Politica

La sinistra radicale loda il «gesto di discontinuità»

Russo Spena (Prc): «L’Italia ha cambiato politica». Cento (Verdi): «Va respinto il militarismo della Cdl»

Emiliano Farina

da Roma

La «discontinuità con il vecchio governo» è una passeggiata a Beirut dopo la fine dei bombardamenti.
Più che una fotografia, quella che ritrae il vicepremier Massimo D’Alema a braccetto con il deputato di Hezbollah (Hussein Haji Hassan) sullo sfondo dei palazzi sventrati dai missili israeliani, è il nuovo manifesto con cui l’Unione intende gestire la politica estera. Almeno secondo Giovanni Russo Spena, capogruppo di Rifondazione al Senato, che loda la la scelta del ministro degli Esteri e le dichiarazioni sul disarmo delle truppe del Partito di dio. «È la dimostrazione - dice il senatore - di quanto sia profonda la discontinuità dell’attuale governo rispetto a quello precedente».
Una posizione che preannuncia il sì della segreteria di Rifondazione sull’invio del contingente militare nel Paese dei cedri. L’ala della sinistra radicale che più sta facendo penare Romano Prodi sul via libera alle missioni internazionali, commenta così la decisione. «Per la prima volta - è scritto in una nota - si interrompono l’unilateralismo e la scelta della guerra preventiva come strumento di dominio». Tra i punti più importanti, secondo Prc, «l’eventuale disarmo di Hezbollah, un compito che non riguarda la competenza della forza Onu ma le autorità legittime del governo libanese. Ora dobbiamo pensare alla ricostruzione del Paese e alla nascita dello Stato palestinese».
Tra i componenti della sinistra radicale lontani dal criticare le scelte strategiche di D’Alema, c’è Pietro Folena, deputato indipendente eletto nelle file del Prc: «L’Italia non andrà in Libano a combattere.
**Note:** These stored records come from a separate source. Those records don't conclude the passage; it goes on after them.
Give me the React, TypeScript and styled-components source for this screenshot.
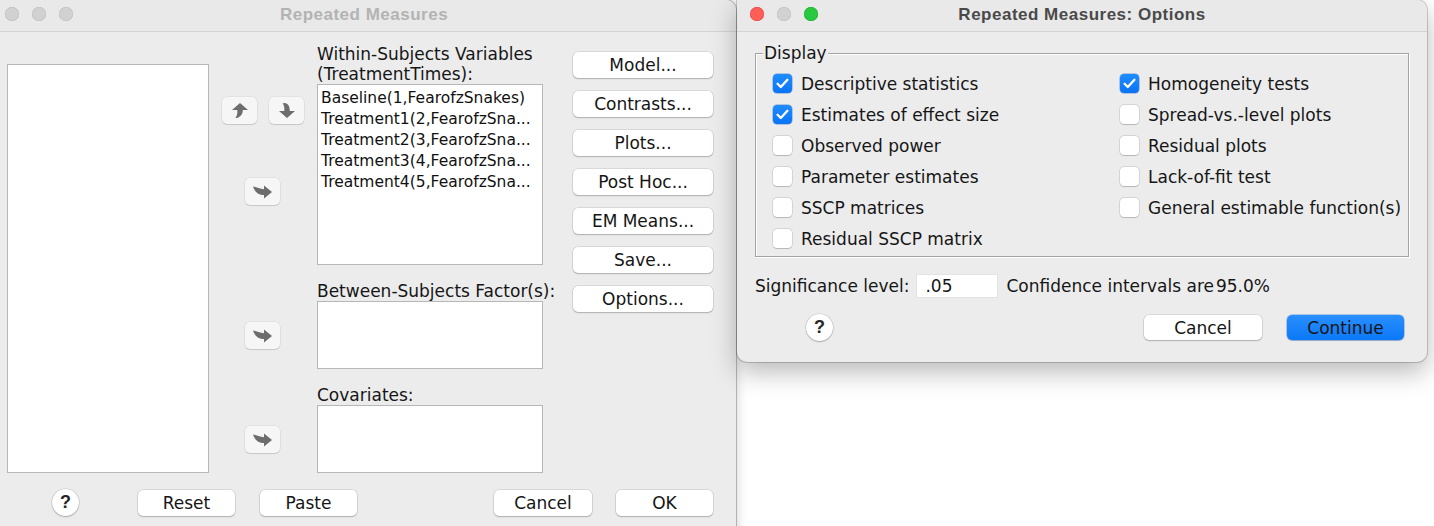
import React from "react";
import styled, { createGlobalStyle } from "styled-components";

const Global = createGlobalStyle`
  html, body { margin: 0; padding: 0; background: #ffffff; }
  body { width: 1434px; height: 526px; overflow: hidden; position: relative; }
  #root { position: relative; width: 1434px; height: 526px; }
`;

const UI_FONT = `"DejaVu Sans", "Noto Sans", sans-serif`;
const TITLE_FONT = `"Liberation Sans", Arial, sans-serif`;

const Desktop = styled.div`
  position: relative;
  width: 1434px;
  height: 526px;
  overflow: hidden;
  background: #ffffff;
  font-family: ${UI_FONT};
  color: #1c1c1c;
`;

const Window = styled.div<{ $left: number; $width: number; $height: number; $front?: boolean }>`
  position: absolute;
  top: 0;
  left: ${(p) => p.$left}px;
  width: ${(p) => p.$width}px;
  height: ${(p) => p.$height}px;
  background: #ececec;
  display: flex;
  flex-direction: column;
  border-radius: ${(p) => (p.$front ? "0 10px 10px 10px" : "0 10px 0 0")};
  box-shadow: ${(p) =>
    p.$front
      ? "0 0 0 1px rgba(0,0,0,0.18), 0 10px 26px rgba(0,0,0,0.28)"
      : "0 0 0 1px rgba(0,0,0,0.22), 0 0 12px rgba(0,0,0,0.22)"};
  z-index: ${(p) => (p.$front ? 2 : 1)};
  overflow: hidden;
`;

const TitleBar = styled.div`
  height: 31px;
  flex: 0 0 31px;
  border-bottom: 1px solid #d3d3d3;
  background: #e9e9e9;
  display: flex;
  align-items: center;
  position: relative;
`;

const Lights = styled.div`
  display: flex;
  gap: 13px;
  padding-left: 13px;
  margin-top: -4px;
`;

const Light = styled.span<{ $color: string; $border: string }>`
  width: 14px;
  height: 14px;
  border-radius: 50%;
  background: ${(p) => p.$color};
  box-shadow: inset 0 0 0 0.5px ${(p) => p.$border};
`;

const Title = styled.div<{ $active?: boolean }>`
  position: absolute;
  left: 0;
  right: 0;
  top: 5px;
  text-align: center;
  font-family: ${TITLE_FONT};
  font-weight: 700;
  font-size: 17px;
  letter-spacing: 0.5px;
  color: ${(p) => (p.$active ? "#4a4a4a" : "#b3b3b3")};
  pointer-events: none;
`;

/* ---------- Left window ---------- */

const MainRow = styled.div`
  display: flex;
  padding-left: 15px;
`;

const ListBox = styled.div<{ $w: number; $h: number; $mt?: number }>`
  width: ${(p) => p.$w}px;
  height: ${(p) => p.$h}px;
  margin-top: ${(p) => p.$mt ?? 0}px;
  background: #ffffff;
  border: 1px solid #b7b7b7;
  box-sizing: border-box;
  padding: 3px 0 0 3px;
  overflow: hidden;
`;

const ListItem = styled.div`
  font-size: 15.5px;
  line-height: 21px;
  white-space: nowrap;
  color: #111;
`;

const ArrowCol = styled.div`
  width: 108px;
  display: flex;
  flex-direction: column;
`;

const ArrowPair = styled.div`
  display: flex;
  gap: 12px;
  margin-top: 65px;
  margin-left: 13px;
`;

const ArrowBtn = styled.div<{ $mt?: number; $ml?: number }>`
  width: 35px;
  height: 27px;
  margin-top: ${(p) => p.$mt ?? 0}px;
  margin-left: ${(p) => p.$ml ?? 0}px;
  border-radius: 5px;
  background: #f6f6f6;
  box-shadow: 0 0 0 0.5px rgba(0, 0, 0, 0.08), 0 1px 1px rgba(0, 0, 0, 0.12);
  display: flex;
  align-items: center;
  justify-content: center;
`;

const TargetCol = styled.div`
  width: 226px;
  display: flex;
  flex-direction: column;
`;

const FieldLabel = styled.div<{ $mt: number }>`
  margin-top: ${(p) => p.$mt}px;
  font-size: 17px;
  line-height: 20px;
  white-space: nowrap;
  color: #161616;
`;

const ButtonCol = styled.div`
  width: 140px;
  margin-left: 30px;
  margin-top: 20px;
  display: flex;
  flex-direction: column;
  gap: 13px;
`;

const PushButton = styled.div<{ $w?: number; $h?: number; $primary?: boolean }>`
  width: ${(p) => (p.$w ? `${p.$w}px` : "100%")};
  height: ${(p) => p.$h ?? 26}px;
  box-sizing: border-box;
  border-radius: 5px;
  background: ${(p) => (p.$primary ? "linear-gradient(#2a8fff, #0a78f6)" : "#ffffff")};
  box-shadow: ${(p) =>
    p.$primary
      ? "0 0 0 0.5px rgba(0,80,200,0.5), 0 1px 1px rgba(0,0,0,0.15)"
      : "0 0 0 0.5px rgba(0,0,0,0.16), 0 1px 1.5px rgba(0,0,0,0.2)"};
  display: flex;
  align-items: center;
  justify-content: center;
  font-size: 17px;
  color: #151515;
  white-space: nowrap;
  flex: 0 0 auto;
`;

const Footer = styled.div<{ $mt: number; $pl: number }>`
  display: flex;
  align-items: center;
  margin-top: ${(p) => p.$mt}px;
  padding-left: ${(p) => p.$pl}px;
`;

const Gap = styled.div<{ $w: number }>`
  width: ${(p) => p.$w}px;
  flex: 0 0 auto;
`;

const HelpButton = styled.div`
  width: 27px;
  height: 27px;
  border-radius: 50%;
  background: #ffffff;
  box-shadow: 0 0 0 0.5px rgba(0, 0, 0, 0.16), 0 1px 1.5px rgba(0, 0, 0, 0.22);
  display: flex;
  align-items: center;
  justify-content: center;
  font-family: ${TITLE_FONT};
  font-weight: 700;
  font-size: 18px;
  color: #262626;
  flex: 0 0 auto;
`;

/* ---------- Options window ---------- */

const OptionsBody = styled.div`
  padding: 0 18px;
  display: flex;
  flex-direction: column;
`;

const GroupBox = styled.div`
  position: relative;
  margin-top: 21px;
  border: 1px solid #a3a3a3;
  box-shadow: 1px 1px 0 #ffffff, inset 1px 1px 0 #ffffff;
  padding: 14px 0 2px 17px;
  display: flex;
`;

const Legend = styled.span`
  position: absolute;
  top: -11px;
  left: 7px;
  padding: 0 1px;
  background: #ececec;
  font-size: 17px;
  line-height: 20px;
  color: #161616;
`;

const CheckColumn = styled.div<{ $w?: number }>`
  width: ${(p) => (p.$w ? `${p.$w}px` : "auto")};
  display: flex;
  flex-direction: column;
`;

const CheckRow = styled.div`
  height: 31px;
  display: flex;
  align-items: center;
  gap: 9px;
  font-size: 17px;
  white-space: nowrap;
  color: #161616;
`;

const Box = styled.span<{ $checked?: boolean }>`
  width: 19px;
  height: 19px;
  box-sizing: border-box;
  border-radius: 4px;
  flex: 0 0 auto;
  display: flex;
  align-items: center;
  justify-content: center;
  background: ${(p) => (p.$checked ? "linear-gradient(#1f8cff, #0a74f5)" : "#ffffff")};
  box-shadow: ${(p) =>
    p.$checked
      ? "0 0 0 0.5px rgba(0,70,180,0.5)"
      : "0 0 0 0.5px rgba(0,0,0,0.18), 0 0.5px 1px rgba(0,0,0,0.15)"};
`;

const SigRow = styled.div`
  margin-top: 17px;
  height: 24px;
  display: flex;
  align-items: center;
  font-size: 17px;
  color: #161616;
  white-space: nowrap;
`;

const SigInput = styled.div`
  width: 82px;
  height: 24px;
  box-sizing: border-box;
  margin: 0 8px 0 7px;
  background: #ffffff;
  border: 1px solid #e3e3e3;
  padding-left: 8px;
  display: flex;
  align-items: center;
  font-size: 17px;
`;

const Percent = styled.span`
  margin-left: 2px;
`;

const OptFooter = styled.div`
  margin-top: 16px;
  display: flex;
  align-items: center;
  padding-left: 51px;
  padding-right: 5px;
`;

const Spacer = styled.div`
  flex: 1;
`;

/* ---------- Icons ---------- */

const ICON = "#6d6d6d";

const UpArrow = () => (
  <svg width="16" height="15" viewBox="0 0 16 15">
    <path d="M8 0 L16 7 L10.8 7 C10.8 10 9.8 13 5.2 15 L3.4 15 C5.4 12.5 5.5 10 5.3 7 L0 7 Z" fill={ICON} />
  </svg>
);

const DownArrow = () => (
  <svg width="16" height="15" viewBox="0 0 16 15">
    <path d="M5.4 0 C9.4 0.6 10.8 3.4 10.8 8 L16 8 L8 15 L0 8 L5.3 8 C5.5 5.2 5.4 2.6 3.6 0.6 Z" fill={ICON} />
  </svg>
);

const RightArrow = () => (
  <svg width="19" height="14" viewBox="0 0 19 14">
    <path d="M0 1.5 C3 1.8 6.5 3.8 11 4.2 L11 0.5 L19 7 L11 13.5 L11 10 C6 10 2 7.5 0 1.5 Z" fill={ICON} />
  </svg>
);

const CheckMark = () => (
  <svg width="13" height="11" viewBox="0 0 13 11">
    <path d="M1.6 5.8 L4.8 9 L11.4 1.8" stroke="#ffffff" strokeWidth="2.3" fill="none" strokeLinecap="round" strokeLinejoin="round" />
  </svg>
);

const Check = ({ label, checked }: { label: string; checked?: boolean }) => (
  <CheckRow>
    <Box $checked={checked}>{checked && <CheckMark />}</Box>
    <span>{label}</span>
  </CheckRow>
);

const sideButtons = ["Model...", "Contrasts...", "Plots...", "Post Hoc...", "EM Means...", "Save...", "Options..."];
const withinItems = [
  "Baseline(1,FearofzSnakes)",
  "Treatment1(2,FearofzSna...",
  "Treatment2(3,FearofzSna...",
  "Treatment3(4,FearofzSna...",
  "Treatment4(5,FearofzSna...",
];

const leftChecks: [string, boolean][] = [
  ["Descriptive statistics", true],
  ["Estimates of effect size", true],
  ["Observed power", false],
  ["Parameter estimates", false],
  ["SSCP matrices", false],
  ["Residual SSCP matrix", false],
];
const rightChecks: [string, boolean][] = [
  ["Homogeneity tests", true],
  ["Spread-vs.-level plots", false],
  ["Residual plots", false],
  ["Lack-of-fit test", false],
  ["General estimable function(s)", false],
];

export default function App() {
  return (
    <Desktop>
      <Global />
      <Window $left={-8} $width={744} $height={560}>
        <TitleBar>
          <Lights>
            <Light $color="#d1d1d1" $border="#bcbcbc" />
            <Light $color="#d1d1d1" $border="#bcbcbc" />
            <Light $color="#d1d1d1" $border="#bcbcbc" />
          </Lights>
          <Title>Repeated Measures</Title>
        </TitleBar>
        <MainRow>
          <ListBox $w={202} $h={409} $mt={32} />
          <ArrowCol>
            <ArrowPair>
              <ArrowBtn>
                <UpArrow />
              </ArrowBtn>
              <ArrowBtn>
                <DownArrow />
              </ArrowBtn>
            </ArrowPair>
            <ArrowBtn $mt={54} $ml={36}>
              <RightArrow />
            </ArrowBtn>
            <ArrowBtn $mt={117} $ml={36}>
              <RightArrow />
            </ArrowBtn>
            <ArrowBtn $mt={77} $ml={36}>
              <RightArrow />
            </ArrowBtn>
          </ArrowCol>
          <TargetCol>
            <FieldLabel $mt={12}>
              Within-Subjects Variables
              <br />
              (TreatmentTimes):
            </FieldLabel>
            <ListBox $w={226} $h={181}>
              {withinItems.map((t) => (
                <ListItem key={t}>{t}</ListItem>
              ))}
            </ListBox>
            <FieldLabel $mt={16}>Between-Subjects Factor(s):</FieldLabel>
            <ListBox $w={226} $h={68} />
            <FieldLabel $mt={16}>Covariates:</FieldLabel>
            <ListBox $w={226} $h={68} />
          </TargetCol>
          <ButtonCol>
            {sideButtons.map((b) => (
              <PushButton key={b}>{b}</PushButton>
            ))}
          </ButtonCol>
        </MainRow>
        <Footer $mt={16} $pl={60}>
          <HelpButton>?</HelpButton>
          <Gap $w={59} />
          <PushButton $w={97}>Reset</PushButton>
          <Gap $w={25} />
          <PushButton $w={97}>Paste</PushButton>
          <Gap $w={137} />
          <PushButton $w={98}>Cancel</PushButton>
          <Gap $w={24} />
          <PushButton $w={97}>OK</PushButton>
        </Footer>
      </Window>

      <Window $left={737} $width={690} $height={362} $front>
        <TitleBar>
          <Lights>
            <Light $color="#ff5f57" $border="#e0443e" />
            <Light $color="#d1d1d1" $border="#bcbcbc" />
            <Light $color="#28c840" $border="#1aab29" />
          </Lights>
          <Title $active>Repeated Measures: Options</Title>
        </TitleBar>
        <OptionsBody>
          <GroupBox>
            <Legend>Display</Legend>
            <CheckColumn $w={347}>
              {leftChecks.map(([l, c]) => (
                <Check key={l} label={l} checked={c} />
              ))}
            </CheckColumn>
            <CheckColumn>
              {rightChecks.map(([l, c]) => (
                <Check key={l} label={l} checked={c} />
              ))}
            </CheckColumn>
          </GroupBox>
          <SigRow>
            <span>Significance level:</span>
            <SigInput>.05</SigInput>
            <span>
              Confidence intervals are<Percent>95.0%</Percent>
            </span>
          </SigRow>
          <OptFooter>
            <HelpButton>?</HelpButton>
            <Spacer />
            <PushButton $w={118} $h={25}>
              Cancel
            </PushButton>
            <Gap $w={25} />
            <PushButton $w={117} $h={25} $primary>
              Continue
            </PushButton>
          </OptFooter>
        </OptionsBody>
      </Window>
    </Desktop>
  );
}
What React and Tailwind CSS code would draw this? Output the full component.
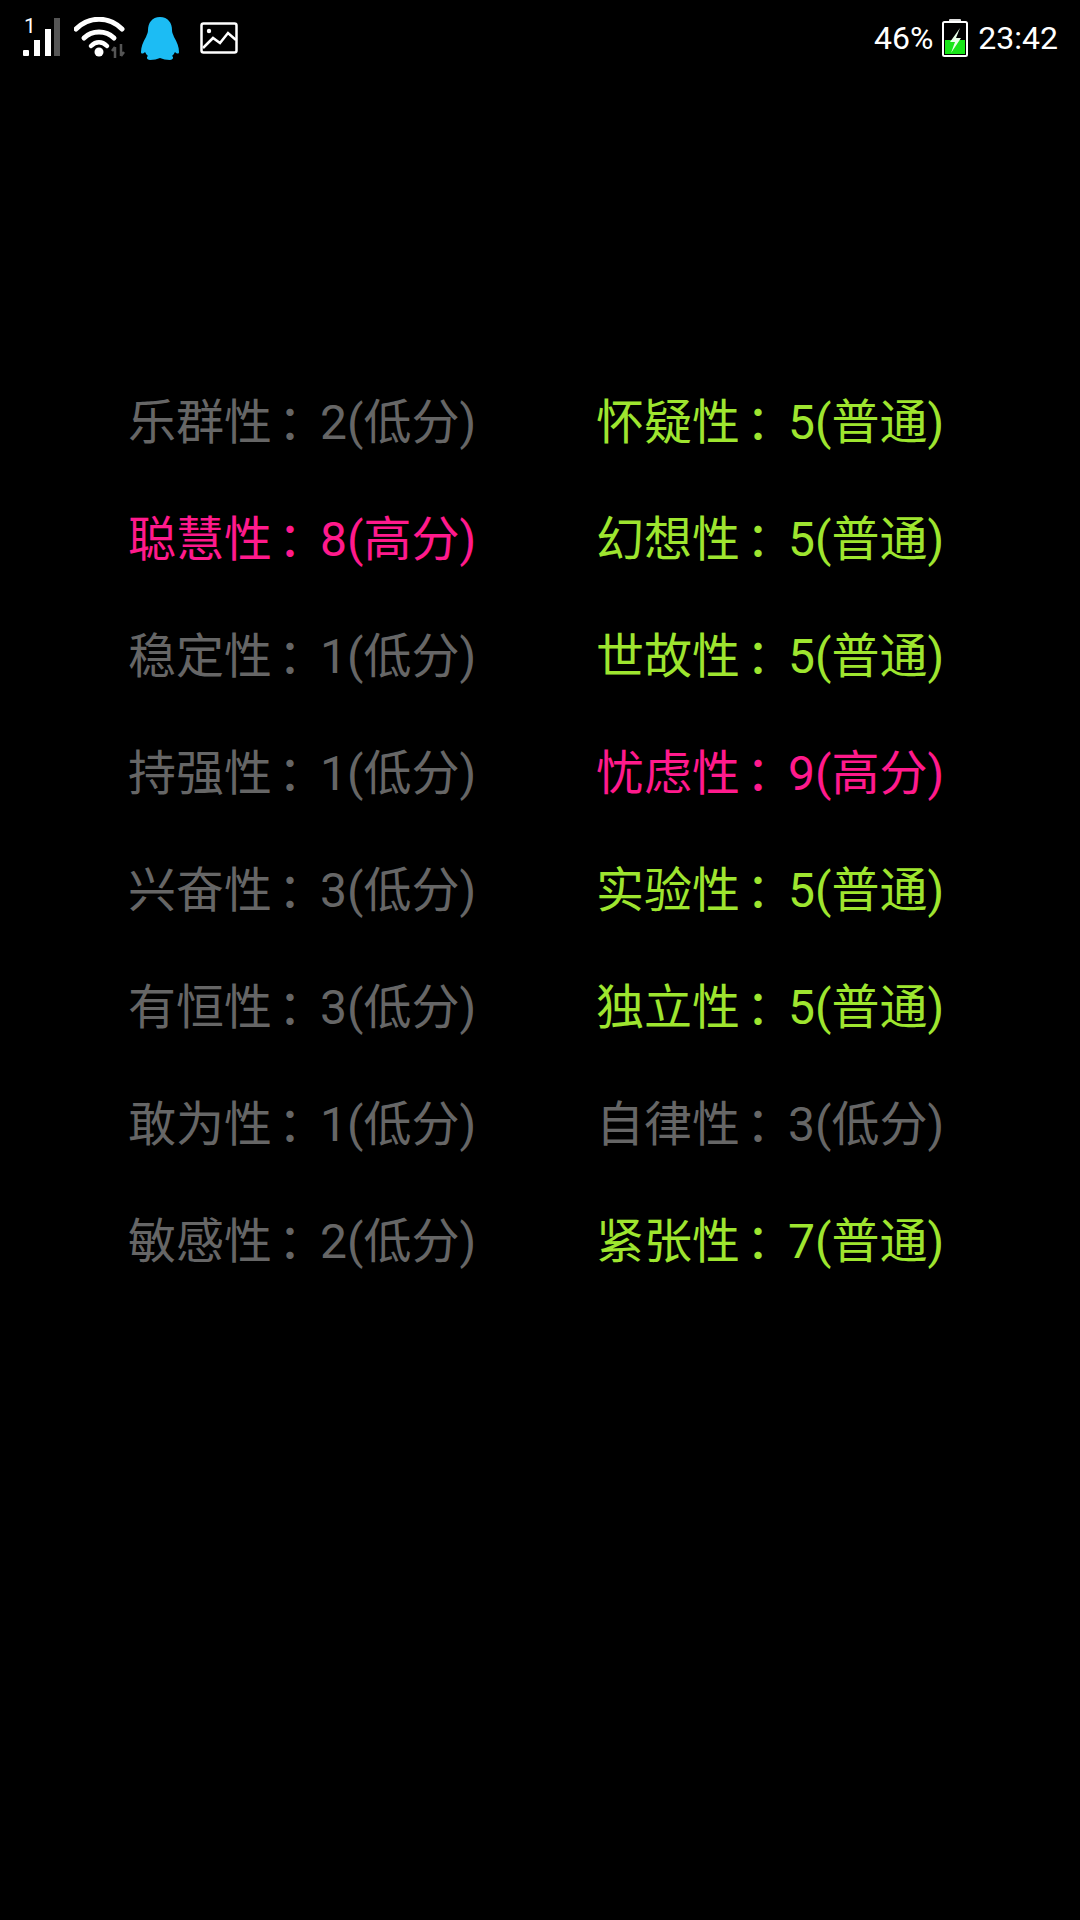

Le accuse al vicepremier sono ridicole e il membro di Hezbollah con cui è stato ritratto a braccetto è un deputato del governo libanese». Segue a ruota Marco Rizzo, europarlamentare dei Comunisti italiani. «Servono regole chiare e il rispetto della Costituzione. Per la stabilità del Medio Oriente - conclude - occorre che la Palestina abbia uno Stato». In un’intervista al Corriere, ieri Oliviero Diliberto (Pdci),ha apprezzato il gesto di D’Alema («Se si vuole la pace bisogna trattare con tutti») definendo «una pura pazzia il disarmo degli hezbollah perché significherebbe fargli la guerra».
Alfonso Pecoraro Scanio, presidente dei Verdi, accusa di «inaccettabile cinismo» la Casa delle libertà. «Aiutiamo la pace e la democrazia: il disarmo di hezbollah non spetta a noi». A ribadire le posizioni del collega di partito, ci pensa Paolo Cento: «Le condizioni poste da Berlusconi sul “disarmo delle milizie terroriste” sono inaccettabili perché contrastano con la risoluzione Onu e hanno come obiettivo quello di far diventare l’Italia non una forza di pace ma un esercito in guerra schierato a favore di una parte contro l’altra».
A mettere il sale sulla coda dell’Unione, è però Marco Ferrando, ex Prc: «Francia e Italia portano in dote a Usa e Israele le proprie entrature in Libano per favorire la sua sottomissione al nuovo “grande Medio Oriente” ideato da Washington e Tel Aviv. È questo il nuovo multilateralismo di cui parla il governo? C’è una sinistra disposta a dire no?».
Intanto, i dissidenti di Rifondazione (Franco Turigliatto e Salvatore Cannavò in testa), minacciati di essere messi alla porta dal partito in caso di voto contrario, giocano d’attesa.

«Domani (oggi, ndr) non parteciperò alla riunione delle commissioni congiunte Esteri e Difesa - annuncia Cannavò - sia per ragioni familiari, sia perché voglio evitare un sì o un no secco sulla missione».